Young admits that as a writer and book lover, he’s always been jealous of people who live inside the literary community, the nucleus of which is in Toronto. But he’s appreciative of the distinction of living outside that sphere.
“I live in a different world and it’s a huge advantage for me, because writing and publishing a book is something special. But that gets lost when your group is all people who have written books, or want to write books, or have written books that didn’t get the attention they deserve. I’m realizing that not being part of that world is kind of a benefit to me.”
Into the Current is sold out in Yellowknife, and is on back order in many bookstores across Ottawa, a feat Young attributes to the network of people he has up North, and here, in the hometown he adopted 15 years ago. It’s a place where he predicts an exciting future.
“I feel like Ottawa, in the next five years, could be the next Portland, or San Francisco’s the “Mission” district, or Austin. We have the artists, we have the creative community. There’s this natural evolution where you start doing cool things and you really want people to know about them, but when you get to that point where you don’t give a shit if everyone thinks you’re cool, that’s when it happens. We’re at that point where we’re shedding that adolescent desperation to be cool and just becoming ourselves.”

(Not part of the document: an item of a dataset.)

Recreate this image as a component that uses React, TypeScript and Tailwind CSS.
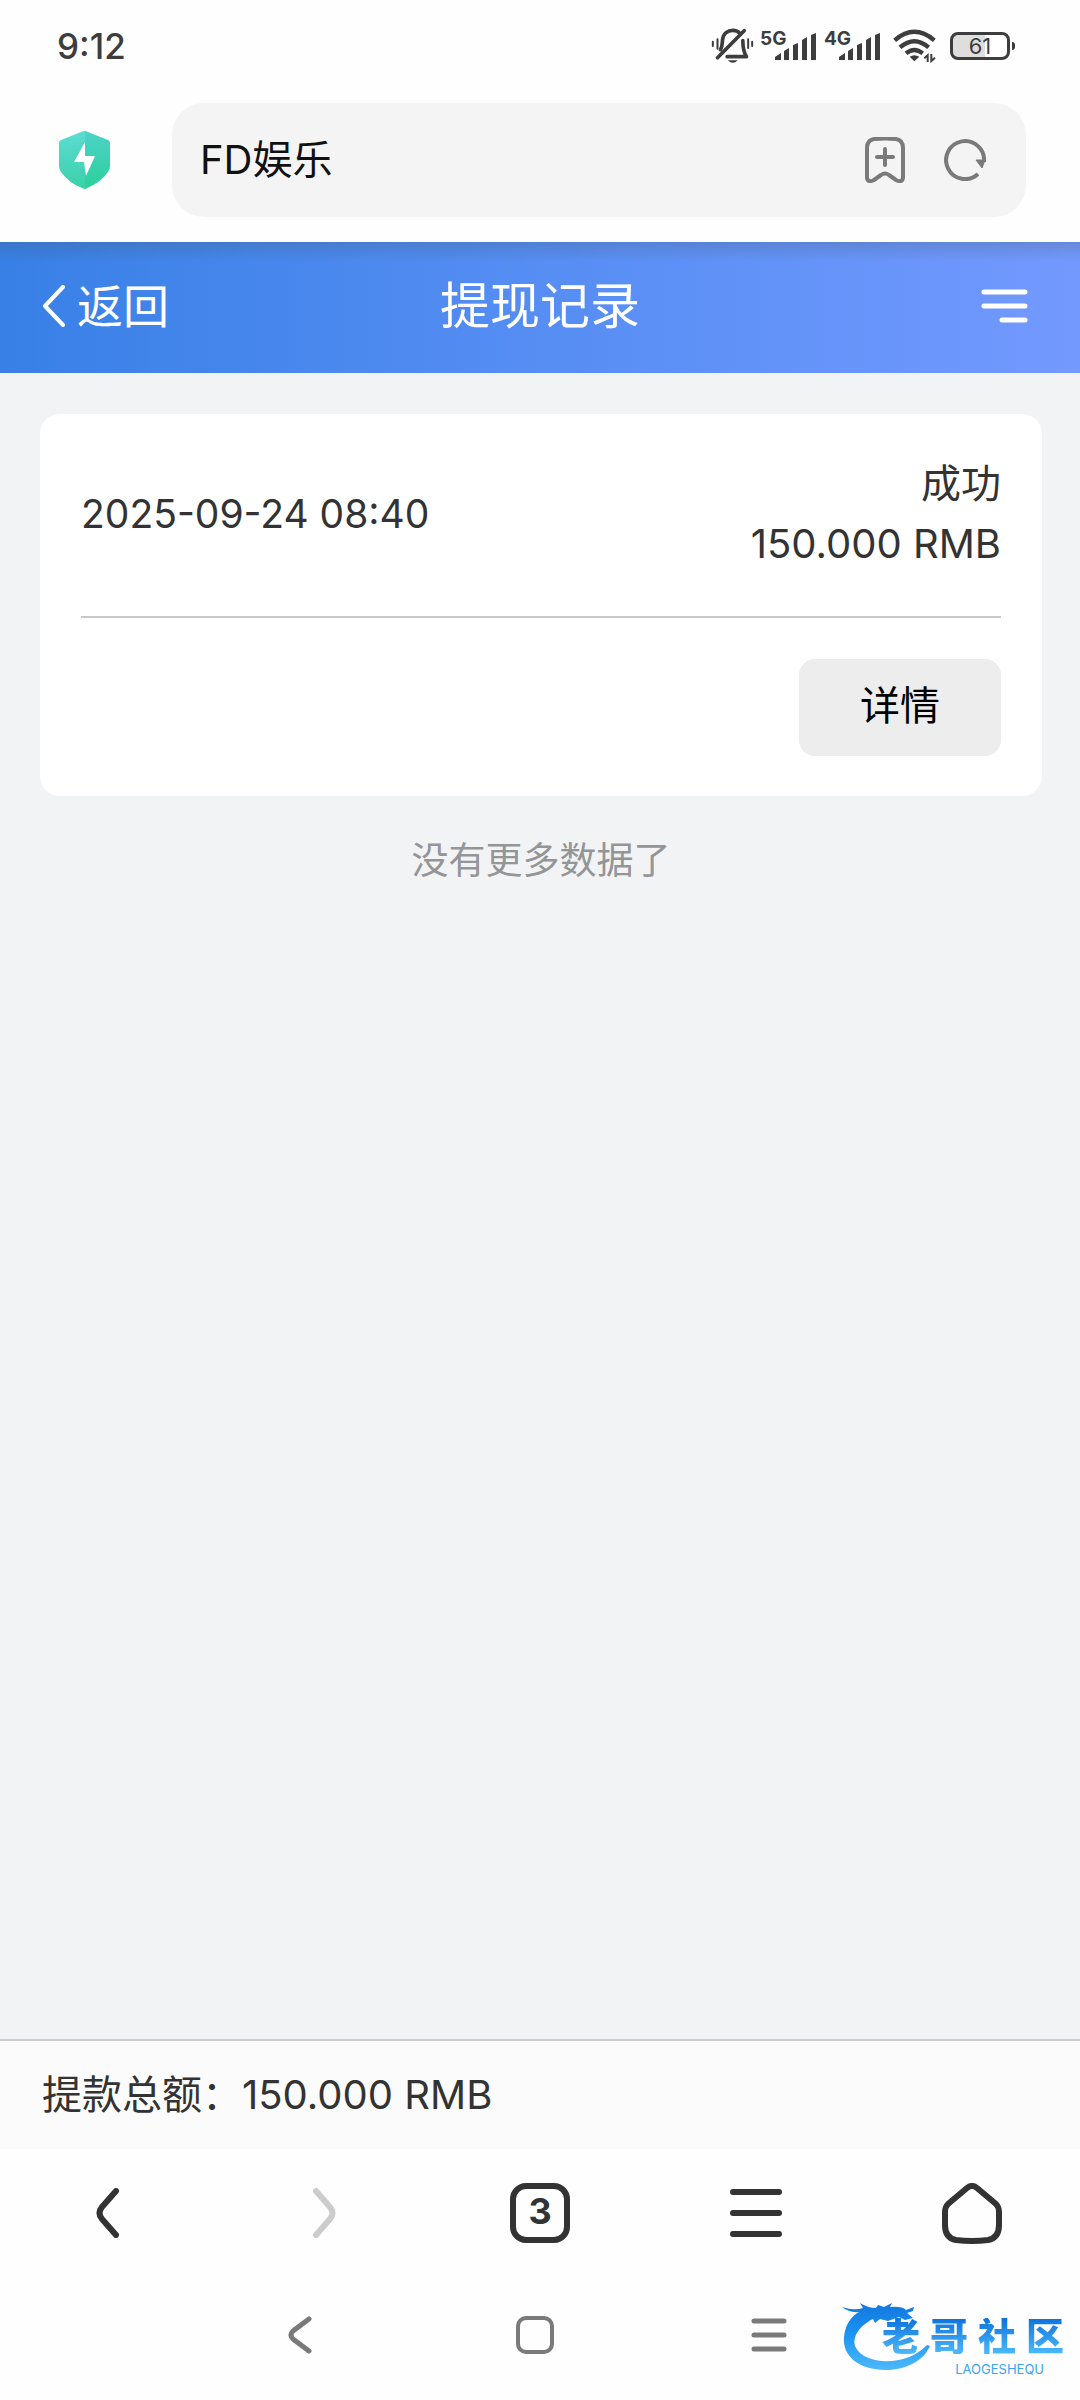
import React from "react";

const records = [
  { id: 1, time: "2025-09-24 08:40", status: "成功", amount: "150.000 RMB" },
];

const MutedBell = () => (
  <svg width="43" height="36" viewBox="32 38 128 108" fill="none" stroke="#3d3d3d" strokeWidth="11" strokeLinecap="round">
    <path d="M60 103 C66 94 65 84 66 74 C68 54 82 45 97 45 C106 45 113 48 118 54" />
    <path d="M127 76 C127 97 129 110 138 124 H80" strokeLinejoin="round" />
    <path d="M51 127 L131 46" />
    <path d="M82 135 Q97 150 112 135 Z" fill="#3d3d3d" stroke="none" />
    <path d="M37 79 V92 M51 72 V100 M143 72 V98 M155 79 V92" strokeWidth="6" />
  </svg>
);

const Signal = ({ label }: { label: string }) => (
  <svg width="57" height="36" viewBox="0 -6 57 36" fill="#3d3d3d" role="img" aria-label={label}>
    <text x="0" y="14" fontSize="19" fontWeight="700">
      {label}
    </text>
    <path d="M15 26 L21 22 V29 H15 Z M24 20 L29 17 V29 H24 Z M33 14 L38 12 V29 H33 Z M42 9 L47 6 V29 H42 Z M51 4 L56 2 V29 H51 Z" />
  </svg>
);

const Wifi = () => (
  <svg width="43" height="34" viewBox="577 43 129 102" fill="none" stroke="#3d3d3d" strokeWidth="13">
    <path d="M582 77 Q641 26 701 77" />
    <path d="M598 98 Q641 61 684 98" />
    <path d="M616 116 Q641 96 666 116" />
    <path d="M627 126 Q641 117 656 126 L641 140 Z" fill="#3d3d3d" stroke="none" />
    <path d="M681 142 V122 L671 131 M692 118 V139 L703 129" strokeWidth="6" />
  </svg>
);

const Battery = () => (
  <div className="flex items-center gap-[2px]">
    <div className="w-[60px] h-7 rounded-lg border-[3px] border-[#3d3d3d] flex items-center justify-center text-[22px] leading-none bg-linear-to-r from-[#dedede] from-60% to-white to-60%">
      61
    </div>
    <div className="w-[3px] h-2 rounded-r-sm bg-[#3d3d3d]" />
  </div>
);

const StatusBar = () => (
  <div className="h-[92px] pl-[57px] pr-[65px] flex items-center justify-between text-[#3d3d3d]">
    <span className="text-[35px] font-medium">9:12</span>
    <div className="flex items-center">
      <MutedBell />
      <div className="ml-[6px] mb-[6px] flex gap-[7px]">
        <Signal label="5G" />
        <Signal label="4G" />
      </div>
      <div className="ml-3 mr-[14px]">
        <Wifi />
      </div>
      <Battery />
    </div>
  </div>
);

const AddressBar = () => (
  <div className="pl-[59px] pr-[54px] pt-[11px] pb-[25px] flex items-center gap-[62px]">
    <svg width="51" height="58" viewBox="0 0 51 58">
      <defs>
        <linearGradient id="shieldLeft" x1="0" y1="0" x2="0" y2="1">
          <stop offset="0" stopColor="#5cdcd2" />
          <stop offset="1" stopColor="#3bd0a8" />
        </linearGradient>
        <linearGradient id="shieldRight" x1="0" y1="0" x2="0" y2="1">
          <stop offset="0" stopColor="#4dd3c8" />
          <stop offset="1" stopColor="#2bd09a" />
        </linearGradient>
      </defs>
      <path d="M26 0 Q24 0 22 1 L2 9 Q0 10 0 12 V35 Q0 38 2 41 Q10 52 23 57 Q25 58 26 58 Z" fill="url(#shieldLeft)" />
      <path d="M26 0 Q27 0 29 1 L49 9 Q51 10 51 12 V35 Q51 38 49 41 Q41 52 28 57 Q27 58 26 58 Z" fill="url(#shieldRight)" />
      <path d="M26 11 L15 31 H25 L27 45 L36 25 H26 Z" fill="white" />
    </svg>
    <div className="flex-1 h-[114px] pl-7 pr-10 rounded-[32px] bg-[#f4f4f4] flex items-center">
      <input
        aria-label="地址栏"
        defaultValue="FD娱乐"
        className="flex-1 min-w-0 bg-transparent outline-none text-[40px] text-[#111111]"
      />
      <button aria-label="添加书签" className="mr-[39px]">
        <svg width="40" height="46" viewBox="0 0 40 46" fill="none" stroke="#7a7a7a" strokeWidth="4" strokeLinecap="round" strokeLinejoin="round">
          <path d="M2 11 Q2 3 9 2 Q20 1 31 2 Q38 3 38 11 V41 Q37 46 31 43 L24 38 Q20 35 16 38 L9 43 Q3 46 2 41 Z" />
          <path d="M12 20 H28 M20 12 V28" />
        </svg>
      </button>
      <button aria-label="刷新">
        <svg width="42" height="42" viewBox="0 0 42 42" fill="none" stroke="#7a7a7a" strokeWidth="4">
          <path d="M34 35 A19 19 0 1 1 40 23" />
          <path d="M32 21 H41 L38 29 Z" fill="#7a7a7a" strokeWidth="1" strokeLinejoin="round" />
        </svg>
      </button>
    </div>
  </div>
);

const PageHeader = () => (
  <header className="h-[131px] pb-[3px] grid grid-cols-[1fr_auto_1fr] items-center text-white bg-[linear-gradient(to_bottom,rgba(60,80,90,0.22),transparent_20px),linear-gradient(to_right,#3880e6,#578ef4_52%,#7399fe)]">
    <button className="pl-[42px] flex items-center gap-3 text-[46px]">
      <svg width="23" height="42" viewBox="0 0 23 42" fill="none" stroke="white" strokeWidth="4" strokeLinecap="round" strokeLinejoin="round">
        <path d="M21 2 L3 21 L21 40" />
      </svg>
      返回
    </button>
    <h1 className="text-[50px]">提现记录</h1>
    <button aria-label="菜单" className="justify-self-end pr-[52px]">
      <svg width="47" height="34" viewBox="0 0 47 34" stroke="white" strokeWidth="5" strokeLinecap="round">
        <path d="M3 3 H44 M3 17 H44 M21 31 H44" />
      </svg>
    </button>
  </header>
);

const BrowserNav = () => (
  <nav className="h-32 grid grid-cols-5 items-center justify-items-center bg-[#fefefe]">
    <button aria-label="后退">
      <svg width="24" height="50" viewBox="0 0 24 50" fill="none" stroke="#333333" strokeWidth="6" strokeLinecap="round">
        <path d="M20 3 L6 19 Q1 25 6 31 L20 47" />
      </svg>
    </button>
    <button aria-label="前进">
      <svg width="24" height="50" viewBox="0 0 24 50" fill="none" stroke="#cccccc" strokeWidth="6" strokeLinecap="round">
        <path d="M4 3 L18 19 Q23 25 18 31 L4 47" />
      </svg>
    </button>
    <button className="size-[60px] pb-1 rounded-[16px] border-[6px] border-[#333333] text-[#333333] text-[36px] leading-none font-bold flex items-center justify-center">
      3
    </button>
    <button aria-label="浏览器菜单">
      <svg width="52" height="48" viewBox="0 0 52 48" stroke="#333333" strokeWidth="6" strokeLinecap="round">
        <path d="M3 3 H49 M3 24 H49 M3 45 H49" />
      </svg>
    </button>
    <button aria-label="主页">
      <svg width="60" height="61" viewBox="0 0 60 61" fill="none" stroke="#333333" strokeWidth="6" strokeLinejoin="round">
        <path d="M25 5 Q30 1 35 5 L54 21 Q57 24 57 29 V42 Q57 55 46 57 Q30 59 14 57 Q3 55 3 42 V29 Q3 24 6 21 Z" />
      </svg>
    </button>
  </nav>
);

const Watermark = () => (
  <div className="absolute right-[16px] bottom-[24px] w-[222px] h-[74px]">
    <svg width="92" height="70" viewBox="0 0 92 70" className="absolute left-0 top-0">
      <defs>
        <linearGradient id="dragon" x1="0" y1="0" x2="0" y2="1">
          <stop offset="0" stopColor="#1477dd" />
          <stop offset="0.4" stopColor="#1790f0" />
          <stop offset="1" stopColor="#4cb9fb" />
        </linearGradient>
      </defs>
      <path
        d="M0 5 Q12 9 21 6 L18 1 Q26 6 34 6 L36 3 L42 5 L50 1 L48 5 Q60 4 64 8 L72 5 L71 9 L65 11 L71 16 L63 18 L57 15 L46 19 L38 17 L33 21 L31 17 C17 24 9 36 14 46 C24 64 66 64 85 43 L88 44 C82 58 65 68 44 68 C17 68 0 54 2 35 C3 24 8 15 17 10 Q7 11 0 5 Z"
        fill="url(#dragon)"
      />
    </svg>
    <div className="absolute right-0 bottom-[22px] w-[182px] flex justify-between text-[38px] leading-[36px] font-black text-transparent bg-clip-text bg-linear-to-b from-[#0a72dc] to-[#4cb9fb]">
      <span>老</span>
      <span>哥</span>
      <span>社</span>
      <span>区</span>
    </div>
    <span className="absolute right-5 bottom-0 text-[13px] leading-[14px] text-[#3aa5f2]">LAOGESHEQU</span>
  </div>
);

const SystemNav = () => (
  <div className="relative h-[123px] pb-2 flex items-center justify-center bg-[#fefefe]">
    <div className="w-[66%] pr-[10px] grid grid-cols-3 items-center justify-items-center">
      <button aria-label="返回键" className="pr-[2px]">
        <svg width="24" height="38" viewBox="0 0 24 38" fill="none" stroke="#7a7a7a" strokeWidth="5" strokeLinecap="round">
          <path d="M21 3 L5 15 Q1 19 5 23 L21 35" />
        </svg>
      </button>
      <button aria-label="主屏幕键" className="size-[38px] rounded-[10px] border-4 border-[#7a7a7a]" />
      <button aria-label="最近任务键">
        <svg width="36" height="34" viewBox="0 0 36 34" stroke="#7a7a7a" strokeWidth="5" strokeLinecap="round">
          <path d="M3 3 H33 M3 17 H33 M3 31 H33" />
        </svg>
      </button>
    </div>
    <Watermark />
  </div>
);

const App = () => {
  return (
    <div className="min-h-screen flex flex-col bg-[#fefefe] font-['Inter','Noto_Sans_CJK_SC',sans-serif] text-[#333333]">
      <StatusBar />
      <AddressBar />
      <PageHeader />

      <main className="flex-1 pl-10 pr-[38px] pt-[41px] bg-[#f2f3f5]">
        {records.map((record) => (
          <section key={record.id} className="px-[41px] pt-10 pb-10 rounded-[20px] bg-white text-[40px]">
            <div className="pb-[42px] flex items-center justify-between border-b-2 border-[#c8c8c8] leading-[60px]">
              <time className="text-[39px]">{record.time}</time>
              <div className="text-right">
                <p>{record.status}</p>
                <p>{record.amount}</p>
              </div>
            </div>
            <div className="pt-[41px] flex justify-end">
              <button className="w-[202px] h-[97px] pb-[3px] rounded-[16px] bg-[#ededed] text-black">详情</button>
            </div>
          </section>
        ))}
        <p className="mt-[37px] text-center text-[37px] leading-[56px] text-[#949597]">没有更多数据了</p>
      </main>

      <div className="h-[110px] px-[42px] flex items-center border-t-2 border-[#cccccc] bg-[#fbfbfb] text-[40px]">
        提款总额：150.000 RMB
      </div>
      <BrowserNav />
      <SystemNav />
    </div>
  );
};

export default App;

And yet, when it comes to our idols, we’re all a bit awkward and uncool. Young mentions how he almost talked to Margaret Atwood at the last Ottawa International Writer’s Festival she attended, but he was reticent to stand in line and shake her hand — a regret he compares to an episode of The Simpsons where Homer misses a chance to meet his hero, Mr. T at the Springfield Mall.
“Margaret Atwood is my Mr. T,” Young jokes.
Maybe he’ll have a chance to rewrite history at this year’s Festival, where he won’t be standing in line. Like Ms. Atwood, he’ll be one of its featured authors.
Jared Young will be appearing at the Ottawa International Writer’s Festival on Oct. 25 at the Christ Church Cathedral at 414 Sparks St.